=== What is asked ===
Search the data below for "styles"; list each line that holds it.

— Start of Recorded information —

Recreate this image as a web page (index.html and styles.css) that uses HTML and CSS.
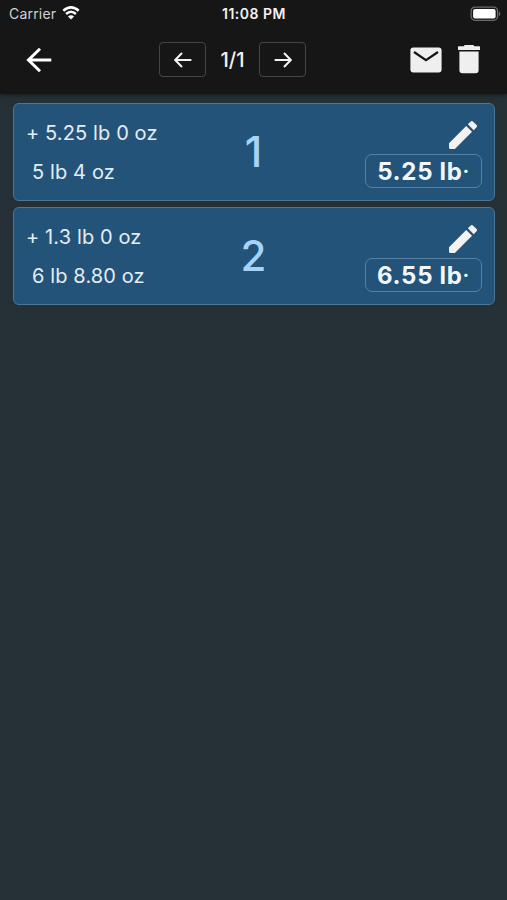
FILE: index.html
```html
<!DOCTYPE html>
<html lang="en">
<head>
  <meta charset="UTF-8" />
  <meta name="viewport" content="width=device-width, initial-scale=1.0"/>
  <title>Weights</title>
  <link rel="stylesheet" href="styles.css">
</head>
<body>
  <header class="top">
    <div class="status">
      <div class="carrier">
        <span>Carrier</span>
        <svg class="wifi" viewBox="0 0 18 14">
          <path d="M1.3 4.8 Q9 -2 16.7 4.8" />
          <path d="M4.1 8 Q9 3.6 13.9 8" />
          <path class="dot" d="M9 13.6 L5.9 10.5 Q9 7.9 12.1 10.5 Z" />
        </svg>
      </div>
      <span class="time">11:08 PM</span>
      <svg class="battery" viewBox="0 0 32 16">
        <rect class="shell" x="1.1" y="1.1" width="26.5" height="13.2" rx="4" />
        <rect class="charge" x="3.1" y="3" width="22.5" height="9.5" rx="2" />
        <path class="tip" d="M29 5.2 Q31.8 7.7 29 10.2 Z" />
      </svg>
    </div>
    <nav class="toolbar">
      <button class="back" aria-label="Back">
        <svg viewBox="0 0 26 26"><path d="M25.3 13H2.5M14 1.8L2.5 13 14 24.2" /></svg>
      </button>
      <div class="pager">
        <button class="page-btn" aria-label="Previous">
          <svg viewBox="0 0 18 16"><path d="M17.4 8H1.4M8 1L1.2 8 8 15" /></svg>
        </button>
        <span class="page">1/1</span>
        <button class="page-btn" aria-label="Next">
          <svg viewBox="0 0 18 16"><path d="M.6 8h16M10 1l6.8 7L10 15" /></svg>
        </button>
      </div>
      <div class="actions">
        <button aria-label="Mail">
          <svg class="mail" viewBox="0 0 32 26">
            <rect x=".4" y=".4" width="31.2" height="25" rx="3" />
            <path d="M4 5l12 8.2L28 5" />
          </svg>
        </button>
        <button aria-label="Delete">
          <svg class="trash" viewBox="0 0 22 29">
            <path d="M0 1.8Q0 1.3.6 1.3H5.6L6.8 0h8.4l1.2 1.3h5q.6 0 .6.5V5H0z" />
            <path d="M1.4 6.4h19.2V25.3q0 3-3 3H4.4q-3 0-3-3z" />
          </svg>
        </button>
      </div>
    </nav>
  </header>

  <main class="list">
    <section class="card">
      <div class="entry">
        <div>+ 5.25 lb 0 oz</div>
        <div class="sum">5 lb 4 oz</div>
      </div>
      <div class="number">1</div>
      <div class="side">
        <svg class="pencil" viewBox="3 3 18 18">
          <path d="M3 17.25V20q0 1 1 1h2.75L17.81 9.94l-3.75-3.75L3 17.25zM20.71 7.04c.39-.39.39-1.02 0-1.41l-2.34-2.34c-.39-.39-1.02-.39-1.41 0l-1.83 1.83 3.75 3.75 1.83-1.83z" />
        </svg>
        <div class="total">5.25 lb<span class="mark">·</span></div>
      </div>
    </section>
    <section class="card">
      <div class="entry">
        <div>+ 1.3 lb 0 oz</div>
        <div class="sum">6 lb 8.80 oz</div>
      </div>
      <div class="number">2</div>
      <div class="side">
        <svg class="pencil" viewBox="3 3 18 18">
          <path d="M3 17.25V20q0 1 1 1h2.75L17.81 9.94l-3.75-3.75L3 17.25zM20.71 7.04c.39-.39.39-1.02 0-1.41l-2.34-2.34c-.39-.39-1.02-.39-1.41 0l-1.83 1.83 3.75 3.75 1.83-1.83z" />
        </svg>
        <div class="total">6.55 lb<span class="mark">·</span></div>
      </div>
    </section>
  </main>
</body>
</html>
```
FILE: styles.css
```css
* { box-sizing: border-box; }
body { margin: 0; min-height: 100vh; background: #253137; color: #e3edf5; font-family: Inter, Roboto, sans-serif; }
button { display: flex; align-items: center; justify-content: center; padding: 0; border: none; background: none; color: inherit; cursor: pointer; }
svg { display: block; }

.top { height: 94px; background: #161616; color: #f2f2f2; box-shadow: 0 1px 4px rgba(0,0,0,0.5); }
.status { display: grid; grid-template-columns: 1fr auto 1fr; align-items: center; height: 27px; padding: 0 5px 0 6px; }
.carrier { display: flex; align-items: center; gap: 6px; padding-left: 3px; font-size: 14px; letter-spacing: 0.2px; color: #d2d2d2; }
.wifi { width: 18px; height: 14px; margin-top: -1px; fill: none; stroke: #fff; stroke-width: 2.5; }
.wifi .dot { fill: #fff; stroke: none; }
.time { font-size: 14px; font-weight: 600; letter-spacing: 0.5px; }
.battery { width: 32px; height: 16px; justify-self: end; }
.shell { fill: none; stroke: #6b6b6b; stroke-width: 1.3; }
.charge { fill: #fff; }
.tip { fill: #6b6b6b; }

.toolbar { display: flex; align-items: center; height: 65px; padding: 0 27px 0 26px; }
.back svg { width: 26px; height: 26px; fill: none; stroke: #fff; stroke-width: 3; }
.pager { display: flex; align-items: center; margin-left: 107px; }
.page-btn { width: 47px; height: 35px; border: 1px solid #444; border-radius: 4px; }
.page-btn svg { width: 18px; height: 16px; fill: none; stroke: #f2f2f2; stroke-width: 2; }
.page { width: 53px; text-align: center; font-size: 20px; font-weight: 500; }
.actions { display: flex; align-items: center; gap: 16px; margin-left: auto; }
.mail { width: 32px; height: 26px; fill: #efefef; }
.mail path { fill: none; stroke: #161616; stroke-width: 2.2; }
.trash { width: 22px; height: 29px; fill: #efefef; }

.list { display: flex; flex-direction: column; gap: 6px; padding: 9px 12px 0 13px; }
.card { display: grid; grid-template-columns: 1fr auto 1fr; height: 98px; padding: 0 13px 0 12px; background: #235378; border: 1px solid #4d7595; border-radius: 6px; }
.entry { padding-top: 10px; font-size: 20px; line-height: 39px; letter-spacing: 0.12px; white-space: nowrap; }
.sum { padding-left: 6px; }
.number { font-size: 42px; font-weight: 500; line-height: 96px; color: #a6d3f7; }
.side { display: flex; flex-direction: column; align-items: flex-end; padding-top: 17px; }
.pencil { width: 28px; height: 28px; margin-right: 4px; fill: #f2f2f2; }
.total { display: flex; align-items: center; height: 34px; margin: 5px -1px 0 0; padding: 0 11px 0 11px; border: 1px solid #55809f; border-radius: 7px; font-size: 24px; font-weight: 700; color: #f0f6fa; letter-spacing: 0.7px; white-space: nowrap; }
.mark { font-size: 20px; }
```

— End of Recorded information —
— Start of Recorded information —

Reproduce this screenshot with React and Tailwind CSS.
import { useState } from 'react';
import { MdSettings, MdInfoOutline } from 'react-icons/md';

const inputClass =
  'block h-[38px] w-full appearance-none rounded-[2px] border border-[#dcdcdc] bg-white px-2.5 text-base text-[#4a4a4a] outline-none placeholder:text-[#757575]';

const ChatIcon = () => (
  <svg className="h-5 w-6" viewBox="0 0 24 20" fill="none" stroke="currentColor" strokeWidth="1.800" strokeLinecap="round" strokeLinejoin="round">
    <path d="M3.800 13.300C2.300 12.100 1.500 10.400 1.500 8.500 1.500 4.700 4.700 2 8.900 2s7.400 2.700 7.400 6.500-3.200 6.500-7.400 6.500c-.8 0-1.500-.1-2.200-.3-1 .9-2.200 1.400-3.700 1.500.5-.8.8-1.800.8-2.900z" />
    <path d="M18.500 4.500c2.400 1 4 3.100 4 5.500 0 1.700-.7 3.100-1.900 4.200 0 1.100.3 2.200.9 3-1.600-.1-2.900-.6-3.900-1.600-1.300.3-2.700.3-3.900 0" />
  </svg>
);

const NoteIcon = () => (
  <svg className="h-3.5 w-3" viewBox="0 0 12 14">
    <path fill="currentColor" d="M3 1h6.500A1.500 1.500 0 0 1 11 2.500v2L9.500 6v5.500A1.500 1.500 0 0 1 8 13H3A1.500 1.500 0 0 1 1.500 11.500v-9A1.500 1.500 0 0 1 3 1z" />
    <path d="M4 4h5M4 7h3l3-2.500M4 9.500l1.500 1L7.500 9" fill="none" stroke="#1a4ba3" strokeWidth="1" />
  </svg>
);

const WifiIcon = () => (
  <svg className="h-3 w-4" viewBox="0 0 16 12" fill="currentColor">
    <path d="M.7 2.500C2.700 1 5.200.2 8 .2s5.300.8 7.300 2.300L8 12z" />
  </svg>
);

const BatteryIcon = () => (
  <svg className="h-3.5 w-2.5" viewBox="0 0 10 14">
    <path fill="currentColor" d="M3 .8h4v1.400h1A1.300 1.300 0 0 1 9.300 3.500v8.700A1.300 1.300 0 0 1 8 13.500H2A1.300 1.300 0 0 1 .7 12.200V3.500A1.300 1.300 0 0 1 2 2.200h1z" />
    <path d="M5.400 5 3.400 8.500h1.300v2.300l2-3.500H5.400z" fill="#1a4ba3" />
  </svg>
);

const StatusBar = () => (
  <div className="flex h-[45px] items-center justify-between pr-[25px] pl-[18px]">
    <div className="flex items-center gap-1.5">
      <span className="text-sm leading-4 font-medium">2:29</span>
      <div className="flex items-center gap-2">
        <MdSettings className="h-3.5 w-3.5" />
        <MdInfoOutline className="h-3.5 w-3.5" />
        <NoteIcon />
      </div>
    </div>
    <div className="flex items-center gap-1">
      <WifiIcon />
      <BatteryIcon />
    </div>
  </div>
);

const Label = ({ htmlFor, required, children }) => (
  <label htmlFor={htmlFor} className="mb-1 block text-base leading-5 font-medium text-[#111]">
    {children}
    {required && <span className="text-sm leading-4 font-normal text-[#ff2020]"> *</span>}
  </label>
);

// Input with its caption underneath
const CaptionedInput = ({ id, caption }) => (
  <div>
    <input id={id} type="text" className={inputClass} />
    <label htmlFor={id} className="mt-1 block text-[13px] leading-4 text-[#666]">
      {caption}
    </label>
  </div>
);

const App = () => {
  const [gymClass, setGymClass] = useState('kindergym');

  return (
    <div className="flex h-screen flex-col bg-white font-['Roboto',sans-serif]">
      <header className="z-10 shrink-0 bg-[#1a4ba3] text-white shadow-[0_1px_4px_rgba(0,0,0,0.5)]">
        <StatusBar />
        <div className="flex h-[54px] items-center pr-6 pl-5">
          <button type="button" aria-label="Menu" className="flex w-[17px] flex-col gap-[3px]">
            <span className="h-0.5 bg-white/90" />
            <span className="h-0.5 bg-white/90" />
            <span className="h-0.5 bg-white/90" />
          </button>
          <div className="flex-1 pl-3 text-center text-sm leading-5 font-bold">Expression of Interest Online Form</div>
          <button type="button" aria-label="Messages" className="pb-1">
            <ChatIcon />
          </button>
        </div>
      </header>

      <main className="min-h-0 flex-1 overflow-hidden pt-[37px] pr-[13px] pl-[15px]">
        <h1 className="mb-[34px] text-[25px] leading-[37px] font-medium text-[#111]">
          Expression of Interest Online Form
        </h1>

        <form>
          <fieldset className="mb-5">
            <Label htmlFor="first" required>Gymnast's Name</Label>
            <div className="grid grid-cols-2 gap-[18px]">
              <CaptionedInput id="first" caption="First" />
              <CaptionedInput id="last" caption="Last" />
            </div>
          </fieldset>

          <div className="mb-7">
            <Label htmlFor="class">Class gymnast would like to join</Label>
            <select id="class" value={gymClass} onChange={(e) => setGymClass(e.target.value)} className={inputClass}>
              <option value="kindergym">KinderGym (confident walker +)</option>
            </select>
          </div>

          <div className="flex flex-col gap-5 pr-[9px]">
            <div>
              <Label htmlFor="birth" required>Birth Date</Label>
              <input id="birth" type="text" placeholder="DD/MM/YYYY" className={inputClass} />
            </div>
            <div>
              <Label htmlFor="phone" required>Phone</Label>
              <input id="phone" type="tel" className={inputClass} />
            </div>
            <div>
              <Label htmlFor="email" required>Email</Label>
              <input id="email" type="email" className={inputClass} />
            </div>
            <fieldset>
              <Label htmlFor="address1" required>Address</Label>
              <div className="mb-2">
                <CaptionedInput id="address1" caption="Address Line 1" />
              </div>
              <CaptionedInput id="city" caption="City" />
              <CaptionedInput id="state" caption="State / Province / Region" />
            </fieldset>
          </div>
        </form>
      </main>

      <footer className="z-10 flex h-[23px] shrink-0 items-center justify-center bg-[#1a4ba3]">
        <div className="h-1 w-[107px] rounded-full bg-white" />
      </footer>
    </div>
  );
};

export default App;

— End of Recorded information —

=== Final result ===
Recreate this image as a web page (index.html and styles.css) that uses HTML and CSS.
  <link rel="stylesheet" href="styles.css">
FILE: styles.css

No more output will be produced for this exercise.